Yes, that's Randy Barnett's logic. But note that there is interstate commerce in the second case, as your way of putting the problem reveals: The feds are ordering us to buy preexisting interstate stuff. How is this command not reasonably related to -- "necessary and proper for" -- the control of interstate commerce?

It is true, of course, that the person coerced into purchasing insurance is not themselves engaged in interstate commerce. But, as Justice Jackson noted in Wickard, that is entirely irrelevant: Roscoe Filburn was also not engaged in interstate commerce when the feds told him to burn his crop rather than consume it. If the feds can insist that one stop doing something that is intrastate and non-commercial as a way of promoting interstate commerce, then it seems to me utterly preposterous to say that the feds cannot force someone to do something interstate and commercial for the same legitimate end. The commerce that justifies the federal law need not be the activity (or inactivity) being regulated by the feds: The fallacy is to assume that, because X is not engaged in preexisting commerce, therefore a law coercing X is not necessary and proper for the regulation of interstate commerce.

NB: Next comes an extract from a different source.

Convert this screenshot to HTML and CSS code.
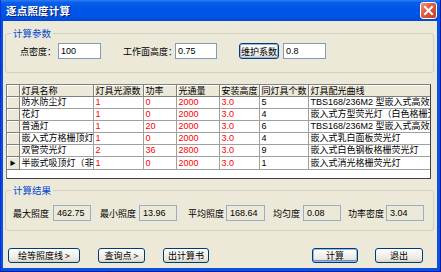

Put another way, Wickard v. Filburn was obviously not a "commerce clause case": Instead, it was a "necessary and proper clause" case, in which the prospect of affecting commerce other than Farmer Filburn's activities (which were admittedly neither commercial nor interstate) justified the regulation of those activities.

The action/inaction distinction is, in short, orthogonal to the Necessary & Proper doctrine undergirding Wickard. That is not to say that the distinction is not a normatively useful one. It might even be relevant to substantive due process doctrine: Imagine, for instance, trying to promote the economy by forcing everyone to buy a car! But the distinction has zero to do with any plausible theory of federalism.

Posted by: Rick Hills | Dec 14, 2010 1:22:51 PM

How is that any different from classic Lochnerism? During the Lochner era, the Court was deeply skeptical of measures that rested on paternalistic notions that some groups (women, bakery workers, etc.) warranted legislative protection from an unfettered market. While dressed in Commerce Clause garb, Hudson's opinion reads much more like an early twentieth century substantive due process opinion, and it therefore carries with it all the same flaws that led the Court to reject that discredited jurisprudence in the New Deal.

Incidentally, how about Hudson's Tax Clause analysis: because Congress labeled it a "penalty," it is constitutionally a penalty and not a tax within Congress's tax power. Judge Hudson would have been better served by reading the debate between James Madison and Alexander Hamilton on the scope of the tax power, and, not to gild the lily, he might have then inquired and noticed that the U.S. Supreme Court endorsed Hamilton's view in the Butler case.

Posted by: Norman Williams | Dec 14, 2010 12:18:31 PM

It's not just "if you buy wheat, buy it from the interstate market." It's "you must buy wheat and it must be from the interstate market," and that's why they're different cases. In the second category of cases there is no preexisting interstate commerce to regulate. Is forcing new commerce the same as regulating existing commerce? It seems at least arguable that it's not.